▶ **Exercise**
Omit all pictures. Copy the rest of the material exactly.

--

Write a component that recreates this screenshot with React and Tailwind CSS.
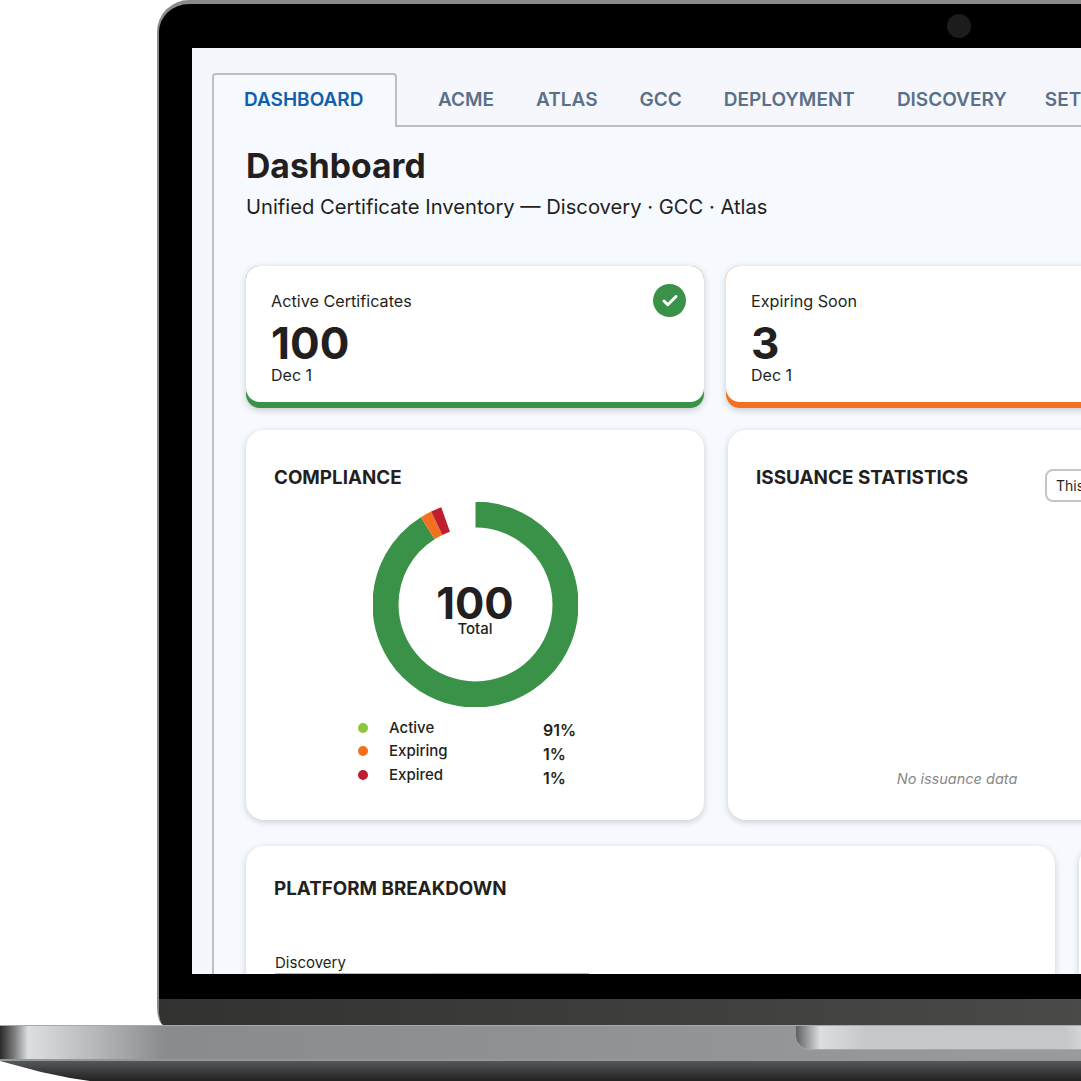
import { Check } from "lucide-react";

const tabs = ["ACME", "ATLAS", "GCC", "DEPLOYMENT", "DISCOVERY", "SETTINGS"];

const legend = [
  { label: "Active", dot: "bg-[#8cc63f]" },
  { label: "Expiring", dot: "bg-[#f37021]" },
  { label: "Expired", dot: "bg-[#be1e2d]" },
];

const percents = ["91%", "1%", "1%"];

function StatCard({ title, value, accent, icon }) {
  return (
    <div className={`w-[458px] h-[142px] shrink-0 rounded-[14px] pb-[6px] shadow-[0_2px_7px_rgba(0,0,0,0.2)] ${accent}`}>
      <div className="h-[136px] rounded-[14px] bg-white pl-[25px] pr-[18px] pt-[18px] flex justify-between">
        <div className="text-[#231f20]">
          <p className="text-[16.2px] leading-[34px]">{title}</p>
          <p className="text-[44px] font-bold leading-[38px] mt-[6px]">{value}</p>
          <p className="text-[16px] leading-[20px] mt-[3px]">Dec 1</p>
        </div>
        {icon}
      </div>
    </div>
  );
}

function Donut() {
  return (
    <div className="relative w-[205px] h-[205px] mx-auto mt-[12px]">
      <svg viewBox="0 0 205 205" className="w-[205px] h-[205px] -rotate-90">
        <circle cx="102.5" cy="102.5" r="90" fill="none" stroke="#3a9148" strokeWidth="26" pathLength="100" strokeDasharray="91.1 8.9" />
        <circle cx="102.5" cy="102.5" r="90" fill="none" stroke="#f37021" strokeWidth="26" pathLength="100" strokeDasharray="1.8 98.2" strokeDashoffset="-91.1" />
        <circle cx="102.5" cy="102.5" r="90" fill="none" stroke="#be1e2d" strokeWidth="26" pathLength="100" strokeDasharray="1.7 98.3" strokeDashoffset="-92.9" />
      </svg>
      <div className="absolute inset-0 flex flex-col items-center pt-[83px] text-[#231f20]">
        <span className="text-[43.5px] font-bold leading-[36px]">100</span>
        <span className="text-[15px] font-medium leading-[14px] mt-[1px]">Total</span>
      </div>
    </div>
  );
}

export default function App() {
  return (
    <div className="w-[1081px] h-[1081px] overflow-hidden bg-white font-[Inter,sans-serif]">
      {/* lid */}
      <div className="relative ml-[157px] w-[1000px] h-[1025px] bg-black border-t-[4px] border-l-[2px] border-[#8a8a8a] rounded-tl-[32px] rounded-bl-[7px_18px] overflow-hidden">
        <div className="absolute left-[788px] top-[10px] w-[24px] h-[24px] rounded-full bg-[#1c1c1c]"></div>
        <div className="ml-[33px] mt-[44px] h-[926px] bg-[#f5f7fc] overflow-hidden">
          <div className="pt-[25px] pl-[20px]">
            {/* tabs */}
            <div className="flex items-start h-[54px] border-b-2 border-[#bcc0c5] text-[19px] font-semibold">
              <div className="w-[185px] shrink-0 h-[54px] pl-[30px] pb-[2px] flex items-center rounded-t-[4px] border-2 border-b-0 border-[#bcc0c5] bg-[#f6f9fd] text-[#0f5fae]">
                DASHBOARD
              </div>
              <div className="ml-[20px] flex h-[52px] pt-[2px] items-center text-[#5a7088]">
                {tabs.map((tab) => (
                  <span key={tab} className="px-[21px] last:ml-[-4px] whitespace-nowrap">{tab}</span>
                ))}
              </div>
            </div>

            {/* page */}
            <div className="h-[900px] border-l-2 border-[#bcc0c5] bg-[#f6f9fd] pl-[32px] pt-[19px]">
              <h1 className="text-[33.7px] font-bold leading-[40px] text-[#231f20]">Dashboard</h1>
              <p className="text-[20.2px] leading-[28px] mt-[7px] text-[#231f20]">
                Unified Certificate Inventory — Discovery · GCC · Atlas
              </p>

              <div className="flex gap-[22px] mt-[45px]">
                <StatCard
                  title="Active Certificates"
                  value="100"
                  accent="bg-[#3a9148]"
                  icon={
                    <div className="w-[33px] h-[33px] rounded-full bg-[#3a9148] flex items-center justify-center">
                      <Check size={18} strokeWidth={4} color="#fff" />
                    </div>
                  }
                />
                <StatCard title="Expiring Soon" value="3" accent="bg-[#f37021]" />
              </div>

              <div className="flex gap-[24px] mt-[22px]">
                <div className="w-[458px] h-[390px] shrink-0 rounded-[18px] bg-white pt-[36px] shadow-[0_2px_7px_rgba(0,0,0,0.18)] text-[#231f20]">
                  <h2 className="pl-[28px] text-[18.8px] font-bold leading-[24px]">COMPLIANCE</h2>
                  <Donut />
                  <div className="flex ml-[112px] mt-[9px]">
                    <div className="w-[185px] text-[15px] font-medium">
                      {legend.map((item) => (
                        <div key={item.label} className="flex items-center h-[23.5px]">
                          <span className={`w-[10px] h-[10px] rounded-full ${item.dot}`}></span>
                          <span className="ml-[21px]">{item.label}</span>
                        </div>
                      ))}
                    </div>
                    <div className="text-[16px] font-semibold pt-[2px]">
                      {percents.map((p, i) => (
                        <div key={i} className="h-[24px] leading-[24px]">{p}</div>
                      ))}
                    </div>
                  </div>
                </div>

                <div className="w-[458px] h-[390px] shrink-0 rounded-[18px] bg-white pt-[36px] pb-[31px] shadow-[0_2px_7px_rgba(0,0,0,0.18)] flex flex-col text-[#231f20]">
                  <div className="flex items-start pl-[28px]">
                    <h2 className="text-[18.9px] font-bold leading-[24px] w-[289px] shrink-0">ISSUANCE STATISTICS</h2>
                    <div className="mt-[3px] h-[33px] px-[9px] flex items-center rounded-[8px] border-2 border-[#c4c4c4] text-[14px] whitespace-nowrap">
                      This month
                    </div>
                  </div>
                  <p className="mt-auto text-center text-[14.5px] italic leading-[20px] text-[#888888]">No issuance data</p>
                </div>
              </div>

              <div className="flex gap-[24px] mt-[26px]">
                <div className="w-[809px] h-[300px] shrink-0 rounded-[18px] bg-white pt-[31px] shadow-[0_2px_7px_rgba(0,0,0,0.18)] text-[#231f20]">
                  <h2 className="pl-[28px] text-[18.8px] font-bold leading-[24px]">PLATFORM BREAKDOWN</h2>
                  <p className="pl-[29px] mt-[52px] text-[15px] leading-[20px]">Discovery</p>
                  <div className="flex ml-[29px] h-[3px] w-[314px]">
                    <div className="w-[158px] bg-[#9ccb9d]"></div>
                    <div className="w-[156px] bg-[#e0a985]"></div>
                  </div>
                </div>
                <div className="w-[300px] h-[300px] shrink-0 rounded-[18px] bg-white shadow-[0_2px_7px_rgba(0,0,0,0.18)]"></div>
              </div>
            </div>
          </div>
        </div>
        <div className="h-[25px] bg-black"></div>
        <div className="h-[26px] bg-[linear-gradient(90deg,#323231,#3e3e3c_50%,#4c4c4a_100%)]"></div>
      </div>

      {/* base */}
      <div className="h-[36px] border-t border-b-[2px] border-t-[#a8a9aa] border-b-[#8f9a9d] bg-[linear-gradient(90deg,#2a2a2a_0px,#7a7a7a_14px,#dcdee0_28px,#bdbec0_85px,#8a8b8c_165px,#8f9091_500px,#9a9b9d_1081px)] flex justify-end">
        <div className="w-[285px] h-[24px] rounded-bl-[14px] border-b border-[#a8a8a8] bg-[linear-gradient(90deg,#5a6064_0px,#dcdee0_24px,#c6c7c9_70px,#c6c7c9_270px,#d4d5d6_285px)]"></div>
      </div>
      <div className="h-[20px] [clip-path:polygon(0_0,41px_11px,70px_17px,90px_20px,100%_20px,100%_0)] bg-[linear-gradient(180deg,#55575a,#212121)]"></div>
    </div>
  );
}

--

▶ **Output for this exercise**
Write a component that recreates this screenshot with React and Tailwind CSS.
import { Check } from "lucide-react";

const tabs = ["ACME", "ATLAS", "GCC", "DEPLOYMENT", "DISCOVERY", "SETTINGS"];

const legend = [
  { label: "Active", dot: "bg-[#8cc63f]" },
  { label: "Expiring", dot: "bg-[#f37021]" },
  { label: "Expired", dot: "bg-[#be1e2d]" },
];

const percents = ["91%", "1%", "1%"];

function StatCard({ title, value, accent, icon }) {
  return (
    <div className={`w-[458px] h-[142px] shrink-0 rounded-[14px] pb-[6px] shadow-[0_2px_7px_rgba(0,0,0,0.2)] ${accent}`}>
      <div className="h-[136px] rounded-[14px] bg-white pl-[25px] pr-[18px] pt-[18px] flex justify-between">
        <div className="text-[#231f20]">
          <p className="text-[16.2px] leading-[34px]">{title}</p>
          <p className="text-[44px] font-bold leading-[38px] mt-[6px]">{value}</p>
          <p className="text-[16px] leading-[20px] mt-[3px]">Dec 1</p>
        </div>
        {icon}
      </div>
    </div>
  );
}

function Donut() {
  return (
    <div className="relative w-[205px] h-[205px] mx-auto mt-[12px]">
      <svg viewBox="0 0 205 205" className="w-[205px] h-[205px] -rotate-90">
        <circle cx="102.5" cy="102.5" r="90" fill="none" stroke="#3a9148" strokeWidth="26" pathLength="100" strokeDasharray="91.1 8.9" />
        <circle cx="102.5" cy="102.5" r="90" fill="none" stroke="#f37021" strokeWidth="26" pathLength="100" strokeDasharray="1.8 98.2" strokeDashoffset="-91.1" />
        <circle cx="102.5" cy="102.5" r="90" fill="none" stroke="#be1e2d" strokeWidth="26" pathLength="100" strokeDasharray="1.7 98.3" strokeDashoffset="-92.9" />
      </svg>
      <div className="absolute inset-0 flex flex-col items-center pt-[83px] text-[#231f20]">
        <span className="text-[43.5px] font-bold leading-[36px]">100</span>
        <span className="text-[15px] font-medium leading-[14px] mt-[1px]">Total</span>
      </div>
    </div>
  );
}

export default function App() {
  return (
    <div className="w-[1081px] h-[1081px] overflow-hidden bg-white font-[Inter,sans-serif]">
      {/* lid */}
      <div className="relative ml-[157px] w-[1000px] h-[1025px] bg-black border-t-[4px] border-l-[2px] border-[#8a8a8a] rounded-tl-[32px] rounded-bl-[7px_18px] overflow-hidden">
        <div className="absolute left-[788px] top-[10px] w-[24px] h-[24px] rounded-full bg-[#1c1c1c]"></div>
        <div className="ml-[33px] mt-[44px] h-[926px] bg-[#f5f7fc] overflow-hidden">
          <div className="pt-[25px] pl-[20px]">
            {/* tabs */}
            <div className="flex items-start h-[54px] border-b-2 border-[#bcc0c5] text-[19px] font-semibold">
              <div className="w-[185px] shrink-0 h-[54px] pl-[30px] pb-[2px] flex items-center rounded-t-[4px] border-2 border-b-0 border-[#bcc0c5] bg-[#f6f9fd] text-[#0f5fae]">
                DASHBOARD
              </div>
              <div className="ml-[20px] flex h-[52px] pt-[2px] items-center text-[#5a7088]">
                {tabs.map((tab) => (
                  <span key={tab} className="px-[21px] last:ml-[-4px] whitespace-nowrap">{tab}</span>
                ))}
              </div>
            </div>

            {/* page */}
            <div className="h-[900px] border-l-2 border-[#bcc0c5] bg-[#f6f9fd] pl-[32px] pt-[19px]">
              <h1 className="text-[33.7px] font-bold leading-[40px] text-[#231f20]">Dashboard</h1>
              <p className="text-[20.2px] leading-[28px] mt-[7px] text-[#231f20]">
                Unified Certificate Inventory — Discovery · GCC · Atlas
              </p>

              <div className="flex gap-[22px] mt-[45px]">
                <StatCard
                  title="Active Certificates"
                  value="100"
                  accent="bg-[#3a9148]"
                  icon={
                    <div className="w-[33px] h-[33px] rounded-full bg-[#3a9148] flex items-center justify-center">
                      <Check size={18} strokeWidth={4} color="#fff" />
                    </div>
                  }
                />
                <StatCard title="Expiring Soon" value="3" accent="bg-[#f37021]" />
              </div>

              <div className="flex gap-[24px] mt-[22px]">
                <div className="w-[458px] h-[390px] shrink-0 rounded-[18px] bg-white pt-[36px] shadow-[0_2px_7px_rgba(0,0,0,0.18)] text-[#231f20]">
                  <h2 className="pl-[28px] text-[18.8px] font-bold leading-[24px]">COMPLIANCE</h2>
                  <Donut />
                  <div className="flex ml-[112px] mt-[9px]">
                    <div className="w-[185px] text-[15px] font-medium">
                      {legend.map((item) => (
                        <div key={item.label} className="flex items-center h-[23.5px]">
                          <span className={`w-[10px] h-[10px] rounded-full ${item.dot}`}></span>
                          <span className="ml-[21px]">{item.label}</span>
                        </div>
                      ))}
                    </div>
                    <div className="text-[16px] font-semibold pt-[2px]">
                      {percents.map((p, i) => (
                        <div key={i} className="h-[24px] leading-[24px]">{p}</div>
                      ))}
                    </div>
                  </div>
                </div>

                <div className="w-[458px] h-[390px] shrink-0 rounded-[18px] bg-white pt-[36px] pb-[31px] shadow-[0_2px_7px_rgba(0,0,0,0.18)] flex flex-col text-[#231f20]">
                  <div className="flex items-start pl-[28px]">
                    <h2 className="text-[18.9px] font-bold leading-[24px] w-[289px] shrink-0">ISSUANCE STATISTICS</h2>
                    <div className="mt-[3px] h-[33px] px-[9px] flex items-center rounded-[8px] border-2 border-[#c4c4c4] text-[14px] whitespace-nowrap">
                      This month
                    </div>
                  </div>
                  <p className="mt-auto text-center text-[14.5px] italic leading-[20px] text-[#888888]">No issuance data</p>
                </div>
              </div>

              <div className="flex gap-[24px] mt-[26px]">
                <div className="w-[809px] h-[300px] shrink-0 rounded-[18px] bg-white pt-[31px] shadow-[0_2px_7px_rgba(0,0,0,0.18)] text-[#231f20]">
                  <h2 className="pl-[28px] text-[18.8px] font-bold leading-[24px]">PLATFORM BREAKDOWN</h2>
                  <p className="pl-[29px] mt-[52px] text-[15px] leading-[20px]">Discovery</p>
                  <div className="flex ml-[29px] h-[3px] w-[314px]">
                    <div className="w-[158px] bg-[#9ccb9d]"></div>
                    <div className="w-[156px] bg-[#e0a985]"></div>
                  </div>
                </div>
                <div className="w-[300px] h-[300px] shrink-0 rounded-[18px] bg-white shadow-[0_2px_7px_rgba(0,0,0,0.18)]"></div>
              </div>
            </div>
          </div>
        </div>
        <div className="h-[25px] bg-black"></div>
        <div className="h-[26px] bg-[linear-gradient(90deg,#323231,#3e3e3c_50%,#4c4c4a_100%)]"></div>
      </div>

      {/* base */}
      <div className="h-[36px] border-t border-b-[2px] border-t-[#a8a9aa] border-b-[#8f9a9d] bg-[linear-gradient(90deg,#2a2a2a_0px,#7a7a7a_14px,#dcdee0_28px,#bdbec0_85px,#8a8b8c_165px,#8f9091_500px,#9a9b9d_1081px)] flex justify-end">
        <div className="w-[285px] h-[24px] rounded-bl-[14px] border-b border-[#a8a8a8] bg-[linear-gradient(90deg,#5a6064_0px,#dcdee0_24px,#c6c7c9_70px,#c6c7c9_270px,#d4d5d6_285px)]"></div>
      </div>
      <div className="h-[20px] [clip-path:polygon(0_0,41px_11px,70px_17px,90px_20px,100%_20px,100%_0)] bg-[linear-gradient(180deg,#55575a,#212121)]"></div>
    </div>
  );
}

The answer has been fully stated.